Under these same principles, Dr. Thaler is absolutely permitted to print a copy of the AI-generated image called “An Entrance Into Paradise” and to sell that print as a physical object in any market he chooses. That print and any subsequent prints he makes comprise his physical property just like the farmer owns his apples before sale. But just as none of those apples embodies any copyrightable expression, the same is true of “A Recent Entrance to Paradise,” even if the observer sees in that image something we call “art.”

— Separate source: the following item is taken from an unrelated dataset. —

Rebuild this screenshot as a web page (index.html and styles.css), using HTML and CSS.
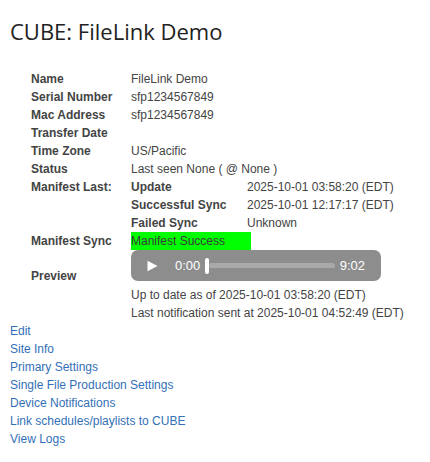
FILE: index.html
```html
<!DOCTYPE html>
<html lang="en">
<head>
  <meta charset="UTF-8" />
  <meta name="viewport" content="width=device-width, initial-scale=1.0" />
  <title>CUBE: FileLink Demo</title>
  <link rel="stylesheet" href="styles.css">
</head>
<body>
  <h1 class="title">CUBE: FileLink Demo</h1>

  <div class="details">
    <div class="label">Name</div>
    <div class="value">FileLink Demo</div>

    <div class="label">Serial Number</div>
    <div class="value">sfp1234567849</div>

    <div class="label">Mac Address</div>
    <div class="value">sfp1234567849</div>

    <div class="label">Transfer Date</div>
    <div class="value"></div>

    <div class="label">Time Zone</div>
    <div class="value">US/Pacific</div>

    <div class="label">Status</div>
    <div class="value">Last seen None ( @ None )</div>

    <div class="label">Manifest Last:</div>
    <div class="value manifest-last">
      <div class="label">Update</div>
      <div>2025-10-01 03:58:20 (EDT)</div>
      <div class="label">Successful Sync</div>
      <div>2025-10-01 12:17:17 (EDT)</div>
      <div class="label">Failed Sync</div>
      <div>Unknown</div>
    </div>

    <div class="label">Manifest Sync</div>
    <div class="value"><span class="sync-ok">Manifest Success</span></div>

    <div class="label preview-label">Preview</div>
    <div class="value">
      <div class="player">
        <svg class="play" width="11" height="12" viewBox="0 0 11 12">
          <path d="M0.5 0.8 L10.5 6 L0.5 11.2 Z" fill="#fff" />
        </svg>
        <span class="time">0:00</span>
        <span class="thumb"></span>
        <span class="track"></span>
        <span class="time">9:02</span>
      </div>
      <div>Up to date as of 2025-10-01 03:58:20 (EDT)</div>
      <div>Last notification sent at 2025-10-01 04:52:49 (EDT)</div>
    </div>
  </div>

  <ul class="links">
    <li><a href="#">Edit</a></li>
    <li><a href="#">Site Info</a></li>
    <li><a href="#">Primary Settings</a></li>
    <li><a href="#">Single File Production Settings</a></li>
    <li><a href="#">Device Notifications</a></li>
    <li><a href="#">Link schedules/playlists to CUBE</a></li>
    <li><a href="#">View Logs</a></li>
  </ul>
</body>
</html>
```

FILE: styles.css
```css
body {
  margin: 0;
  padding: 16px 10px 0;
  background: #fff;
  color: #444;
  font-family: 'Liberation Sans', Arial, sans-serif;
  font-size: 12px;
  line-height: 18px;
}

.title {
  margin: 0 0 24px;
  font-family: 'Open Sans', sans-serif;
  font-weight: normal;
  font-size: 22px;
  line-height: 30px;
  color: #222;
}

.details {
  display: grid;
  grid-template-columns: 100px auto;
  margin-left: 21px;
}

.label {
  font-weight: bold;
  color: #444;
}

.value {
  color: #444;
  min-height: 18px;
}

.manifest-last {
  display: grid;
  grid-template-columns: 116px auto;
}

.sync-ok {
  display: inline-block;
  width: 120px;
  height: 18px;
  background: #00ff00;
  color: #3a3a3a;
}

.preview-label {
  padding-top: 17px;
}

.player {
  display: flex;
  align-items: center;
  width: 250px;
  height: 31px;
  margin-bottom: 5px;
  padding: 0 16px;
  box-sizing: border-box;
  background: #8d8d8d;
  border-radius: 7px;
}

.play {
  margin-right: 17px;
}

.time {
  color: #fff;
  font-size: 13px;
}

.thumb {
  width: 4px;
  height: 16px;
  margin-left: 5px;
  background: #fff;
  border-radius: 2px;
}

.track {
  flex: 1;
  height: 5px;
  margin-right: 5px;
  background: #a9a9a9;
  border-radius: 3px;
}

.links {
  list-style: none;
  margin: 0;
  padding: 0;
}

.links a {
  color: #3370b7;
  text-decoration: none;
}
```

Put another way, if the skin of one mutant apple inexplicably manifests an image of the orchard where it was grown, the farmer is free to sell this marvel to the highest bidder, but he has no claim of copyright in the image itself. He can print tee shirts and mugs and change his orchard’s name to capitalize on the miracle apple. He can obtain a trademark on the image used in commerce and even start a Cult of the Miraculous Apple, if he is so inclined. But just like the sea-sculpted piece of driftwood, the phenomenon of the image on the apple is not a work of “authorship” under copyright law.

Big Tech’s Big Lie

To those tech companies who might advocate Dr. Thaler’s position, it is hard not to admire their gall. Not only has the tech industry spent about 20 years trying to eradicate the copyright rights while claiming to support creators, but it has done so behind a wall of separation between the “conduct” of its machines and potential liabilities stemming from that “conduct”—even for dangerous design flaws. By Silicon Valley’s logic, if a social media algorithm motivates a teen suicide, the tech company should be shielded as a neutral party, but if the same company’s AI generates some music, the company should own copyrights in that work as if the AI made “creative choices” at the direction of the company’s owners. These and other hypocrisies are on full display as we confront artificial intelligence.